I am sure many, if not all of you know of the term introvert and extrovert. However, I have given a brief outline below.
An introvert is someone who prefers solidarity to spending time in large groups. They feel more energised after spending time alone.
An extrovert is someone who finds energy by interacting with others. They prefer to be in the company of others than be alone.
Contrary to popular belief, introverts are not necessarily shy or unassertive. If they are it is not a prequisite of this trait. Extroverts too may not be loud or even confident, they just thrive off of spending a lot of their time with others.
I am an introvert and always have been. As a child it would take me at least an hour or two to settle into a new environment. I recall my mother urging me to go and play with the other children when we attended parties. I preferred to stay on the outside observing from afar. My younger sister on the other hand would jump straight in!
I was content being an introvert as a child but felt it was a major hindrance once I hit my teenage years. I had one main friend in and out of school and did not desire more. I was friendly with a few peers but always avoided large groups. I felt uncomfortable being surrounded by a lot of people – almost as if I could not be myself. I was too self conscious and not at all confident which doubled with my introvert ways was rather crippling. I yearned to be outgoing and the life and soul of the party but it was just not part of my make up.

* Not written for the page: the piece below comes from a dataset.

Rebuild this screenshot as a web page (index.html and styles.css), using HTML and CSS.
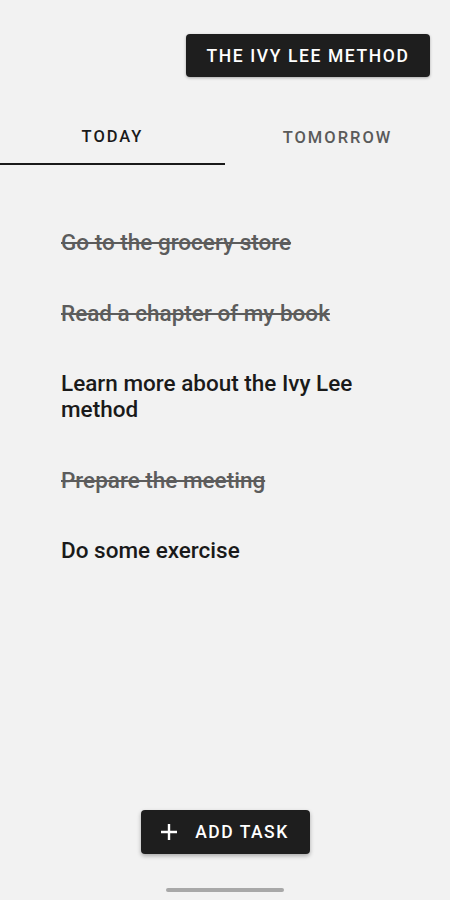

Looking back to my college and university years, I tended to have one friend and rarely hung out in groups. On occasions when my friend was absent, I would happily spend my break times alone. I did not mind as by this time I enjoyed my own company. Back in the early 1990’s I listened to music on my Walkman – who remembers these?
Even at my place of work, the majority of the time I take lunch breaks alone in an office or go for a walk. I use this time to recharge and gather my thoughts. I embrace the introvert in me and accept this is who I am.
Though I enjoy spending time alone, I am sociable when out at events or occasions. However, I can guarantee that I will spend at least an hour unwinding on returning home regardless of how late it is. My husband finds this most baffling!
Whether you are an introvert or an extrovert, learn to accept yourself. There are advantages to both traits and in my opinion, one is not better than the other, just different. There is a need for both introverts and extroverts in friendship groups, families, organisations and businesses.
Are you an introvert or extrovert?
At what stage in life did you realise this?
What do you feel are the advantages?